(Records with interface code)
★ ★ ★ ★

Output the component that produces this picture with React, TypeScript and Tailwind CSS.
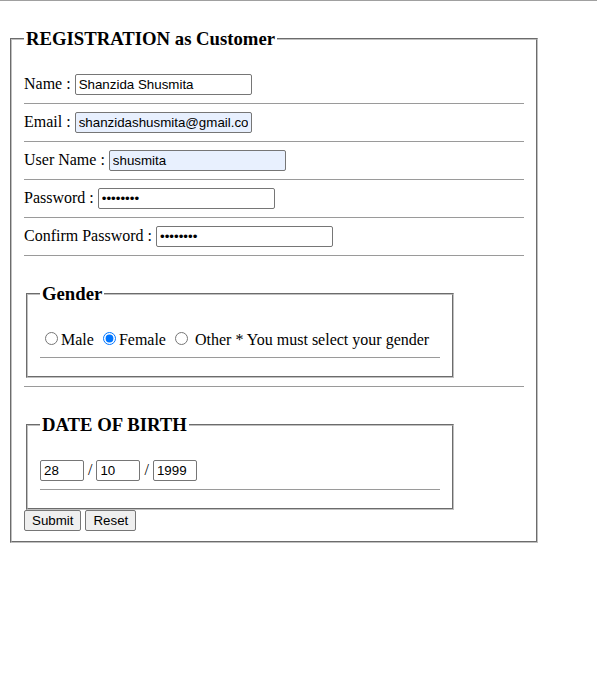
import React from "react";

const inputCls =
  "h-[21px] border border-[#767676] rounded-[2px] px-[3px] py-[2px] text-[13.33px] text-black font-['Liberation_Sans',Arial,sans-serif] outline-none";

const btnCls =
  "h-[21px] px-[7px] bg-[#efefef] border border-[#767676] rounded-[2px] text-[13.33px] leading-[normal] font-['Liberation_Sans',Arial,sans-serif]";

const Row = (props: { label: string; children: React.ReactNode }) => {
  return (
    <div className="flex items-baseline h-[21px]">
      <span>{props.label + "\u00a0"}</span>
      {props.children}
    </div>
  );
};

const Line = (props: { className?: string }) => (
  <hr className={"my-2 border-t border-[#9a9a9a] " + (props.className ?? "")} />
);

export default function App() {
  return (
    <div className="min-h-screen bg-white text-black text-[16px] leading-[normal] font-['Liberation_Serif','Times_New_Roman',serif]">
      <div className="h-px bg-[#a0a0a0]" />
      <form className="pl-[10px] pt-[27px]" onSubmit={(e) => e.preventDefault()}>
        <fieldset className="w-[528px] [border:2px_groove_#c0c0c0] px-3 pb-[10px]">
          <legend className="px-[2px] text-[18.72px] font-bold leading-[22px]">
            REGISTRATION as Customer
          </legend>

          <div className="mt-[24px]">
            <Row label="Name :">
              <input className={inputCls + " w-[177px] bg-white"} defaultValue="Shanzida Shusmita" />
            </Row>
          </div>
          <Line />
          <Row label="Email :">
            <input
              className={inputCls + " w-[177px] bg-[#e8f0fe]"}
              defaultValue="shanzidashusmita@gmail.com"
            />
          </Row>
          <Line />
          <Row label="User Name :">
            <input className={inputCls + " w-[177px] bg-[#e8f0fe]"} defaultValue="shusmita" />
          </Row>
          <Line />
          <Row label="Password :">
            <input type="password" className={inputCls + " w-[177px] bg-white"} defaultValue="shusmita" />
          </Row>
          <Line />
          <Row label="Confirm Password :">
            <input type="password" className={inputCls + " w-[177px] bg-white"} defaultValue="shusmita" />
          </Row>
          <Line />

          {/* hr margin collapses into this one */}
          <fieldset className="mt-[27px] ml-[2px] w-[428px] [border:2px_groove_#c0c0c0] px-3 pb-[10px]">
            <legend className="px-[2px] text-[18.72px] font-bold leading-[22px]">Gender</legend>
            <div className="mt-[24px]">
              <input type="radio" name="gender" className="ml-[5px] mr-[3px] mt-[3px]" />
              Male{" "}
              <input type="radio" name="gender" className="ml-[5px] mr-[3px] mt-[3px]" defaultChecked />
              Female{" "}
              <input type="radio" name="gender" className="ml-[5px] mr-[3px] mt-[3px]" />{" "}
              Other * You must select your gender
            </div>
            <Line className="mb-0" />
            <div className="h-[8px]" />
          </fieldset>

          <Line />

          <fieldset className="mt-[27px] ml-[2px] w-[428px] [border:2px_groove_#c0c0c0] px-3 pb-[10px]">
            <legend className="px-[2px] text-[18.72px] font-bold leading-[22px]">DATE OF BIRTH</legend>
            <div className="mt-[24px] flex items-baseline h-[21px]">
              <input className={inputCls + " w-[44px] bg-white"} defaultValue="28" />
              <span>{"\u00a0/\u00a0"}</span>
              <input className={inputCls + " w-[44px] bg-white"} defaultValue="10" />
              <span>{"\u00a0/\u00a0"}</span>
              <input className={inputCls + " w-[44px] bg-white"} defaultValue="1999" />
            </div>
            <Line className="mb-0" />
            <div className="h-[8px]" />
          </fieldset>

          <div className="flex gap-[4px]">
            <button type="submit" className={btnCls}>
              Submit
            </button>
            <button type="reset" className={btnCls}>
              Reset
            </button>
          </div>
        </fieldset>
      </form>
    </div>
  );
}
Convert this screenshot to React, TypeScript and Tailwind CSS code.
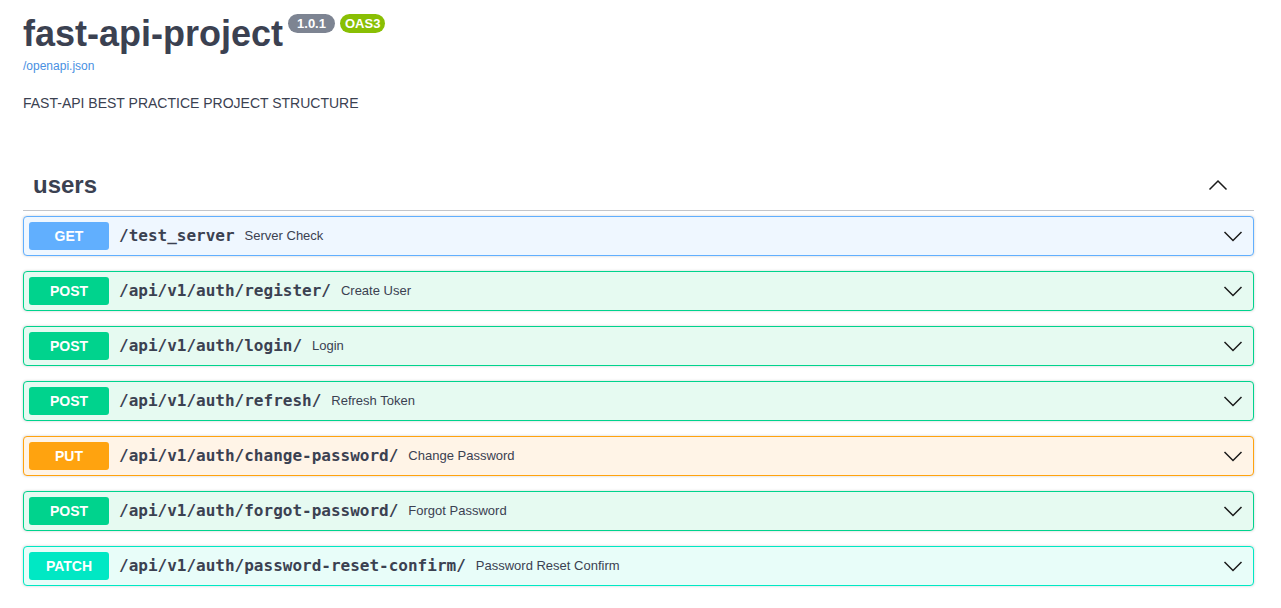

★ ★ ★ ★

#### WHAT THIS TASK INVOLVES
Repeat the records word for word. Any picture in them should be left out.

#### EXERCISE OUTPUT
Output the component that produces this picture with React, TypeScript and Tailwind CSS.
import React from "react";

const inputCls =
  "h-[21px] border border-[#767676] rounded-[2px] px-[3px] py-[2px] text-[13.33px] text-black font-['Liberation_Sans',Arial,sans-serif] outline-none";

const btnCls =
  "h-[21px] px-[7px] bg-[#efefef] border border-[#767676] rounded-[2px] text-[13.33px] leading-[normal] font-['Liberation_Sans',Arial,sans-serif]";

const Row = (props: { label: string; children: React.ReactNode }) => {
  return (
    <div className="flex items-baseline h-[21px]">
      <span>{props.label + "\u00a0"}</span>
      {props.children}
    </div>
  );
};

const Line = (props: { className?: string }) => (
  <hr className={"my-2 border-t border-[#9a9a9a] " + (props.className ?? "")} />
);

export default function App() {
  return (
    <div className="min-h-screen bg-white text-black text-[16px] leading-[normal] font-['Liberation_Serif','Times_New_Roman',serif]">
      <div className="h-px bg-[#a0a0a0]" />
      <form className="pl-[10px] pt-[27px]" onSubmit={(e) => e.preventDefault()}>
        <fieldset className="w-[528px] [border:2px_groove_#c0c0c0] px-3 pb-[10px]">
          <legend className="px-[2px] text-[18.72px] font-bold leading-[22px]">
            REGISTRATION as Customer
          </legend>

          <div className="mt-[24px]">
            <Row label="Name :">
              <input className={inputCls + " w-[177px] bg-white"} defaultValue="Shanzida Shusmita" />
            </Row>
          </div>
          <Line />
          <Row label="Email :">
            <input
              className={inputCls + " w-[177px] bg-[#e8f0fe]"}
              defaultValue="shanzidashusmita@gmail.com"
            />
          </Row>
          <Line />
          <Row label="User Name :">
            <input className={inputCls + " w-[177px] bg-[#e8f0fe]"} defaultValue="shusmita" />
          </Row>
          <Line />
          <Row label="Password :">
            <input type="password" className={inputCls + " w-[177px] bg-white"} defaultValue="shusmita" />
          </Row>
          <Line />
          <Row label="Confirm Password :">
            <input type="password" className={inputCls + " w-[177px] bg-white"} defaultValue="shusmita" />
          </Row>
          <Line />

          {/* hr margin collapses into this one */}
          <fieldset className="mt-[27px] ml-[2px] w-[428px] [border:2px_groove_#c0c0c0] px-3 pb-[10px]">
            <legend className="px-[2px] text-[18.72px] font-bold leading-[22px]">Gender</legend>
            <div className="mt-[24px]">
              <input type="radio" name="gender" className="ml-[5px] mr-[3px] mt-[3px]" />
              Male{" "}
              <input type="radio" name="gender" className="ml-[5px] mr-[3px] mt-[3px]" defaultChecked />
              Female{" "}
              <input type="radio" name="gender" className="ml-[5px] mr-[3px] mt-[3px]" />{" "}
              Other * You must select your gender
            </div>
            <Line className="mb-0" />
            <div className="h-[8px]" />
          </fieldset>

          <Line />

          <fieldset className="mt-[27px] ml-[2px] w-[428px] [border:2px_groove_#c0c0c0] px-3 pb-[10px]">
            <legend className="px-[2px] text-[18.72px] font-bold leading-[22px]">DATE OF BIRTH</legend>
            <div className="mt-[24px] flex items-baseline h-[21px]">
              <input className={inputCls + " w-[44px] bg-white"} defaultValue="28" />
              <span>{"\u00a0/\u00a0"}</span>
              <input className={inputCls + " w-[44px] bg-white"} defaultValue="10" />
              <span>{"\u00a0/\u00a0"}</span>
              <input className={inputCls + " w-[44px] bg-white"} defaultValue="1999" />
            </div>
            <Line className="mb-0" />
            <div className="h-[8px]" />
          </fieldset>

          <div className="flex gap-[4px]">
            <button type="submit" className={btnCls}>
              Submit
            </button>
            <button type="reset" className={btnCls}>
              Reset
            </button>
          </div>
        </fieldset>
      </form>
    </div>
  );
}
Convert this screenshot to React, TypeScript and Tailwind CSS code.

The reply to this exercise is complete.